First view of Shanghai

After arriving at the station, I headed straight for the exit into the city. I was a bit confused on my exact whereabouts on the map, and was very glad to see a McDonald’s sign not too far away once I stepped into the street. My first wrong move was betting on the public WiFi. In order to use it anywhere in China, you have to first purchase a Chinese phone number/sim-card for authorization purposes. Even at a McDonald’s. After countless attempts to get online by using phone numbers of strangers around me, I decided to postpone the whole internet problem and grab a quick bite to eat. I was not trying to practice my Chinese with the sales person right that moment, so I opted for the machine to take my order.

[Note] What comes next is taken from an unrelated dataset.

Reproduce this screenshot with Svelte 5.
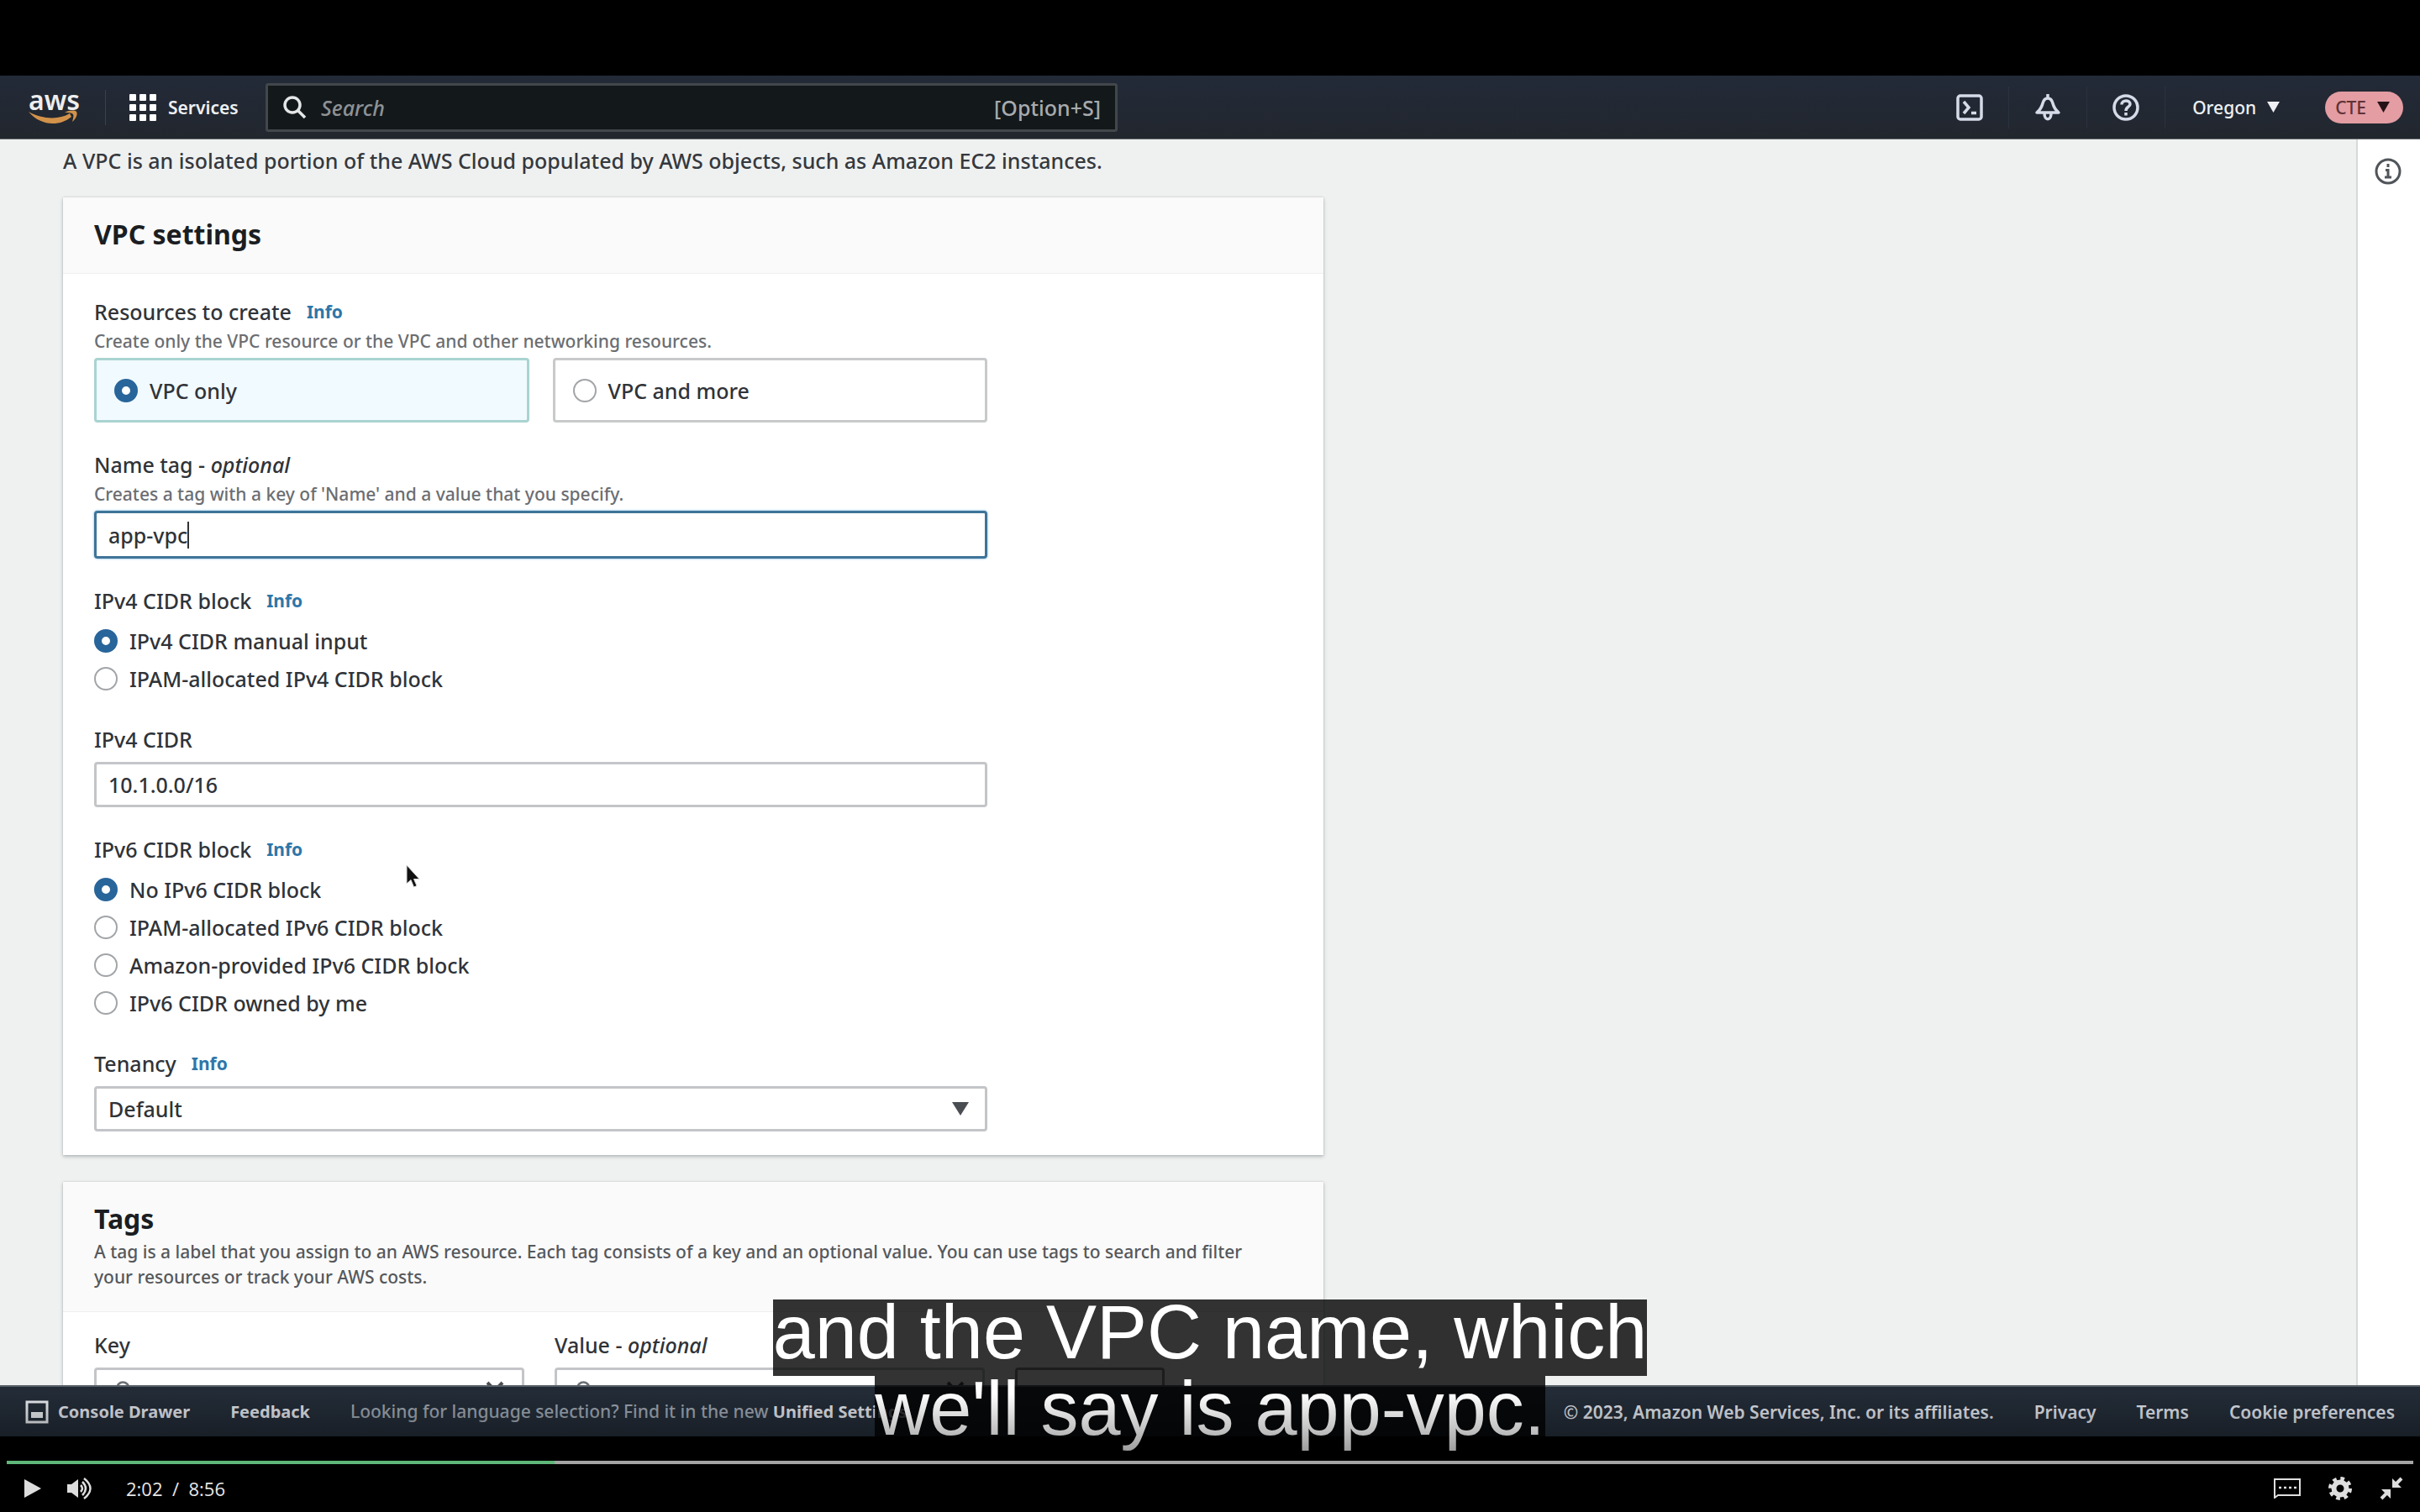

After clicking around and selecting what I wanted, I finally got to the payment options. Among them there even was Face Recognition, but the only one I knew how to use was Apple Pay. It was only after several failed attempts that I remembered that normal card providers do not work in China. As I found out shortly, it was also not that logical to have a bank around the train station, as I might have expected. So far it has been about an hour in Shanghai, and so far the knot of issues just kept on getting tighter.

I’m not kidding about the Face Recognition option

How did I manage to untie it you might wonder? Well, I ended up finding a random lady on the street that quickly agreed to exchange some dollars for me. The rate was awful, but I figured this was the simplest, if not the only option I had at that moment. After a long conversation with a clerk at some restaurant, he helped me finally get online. To my surprise I had zero problems booking myself a room in a very nice area of Shanghai, and in a bit over an hour, I was already unpacking my clothes.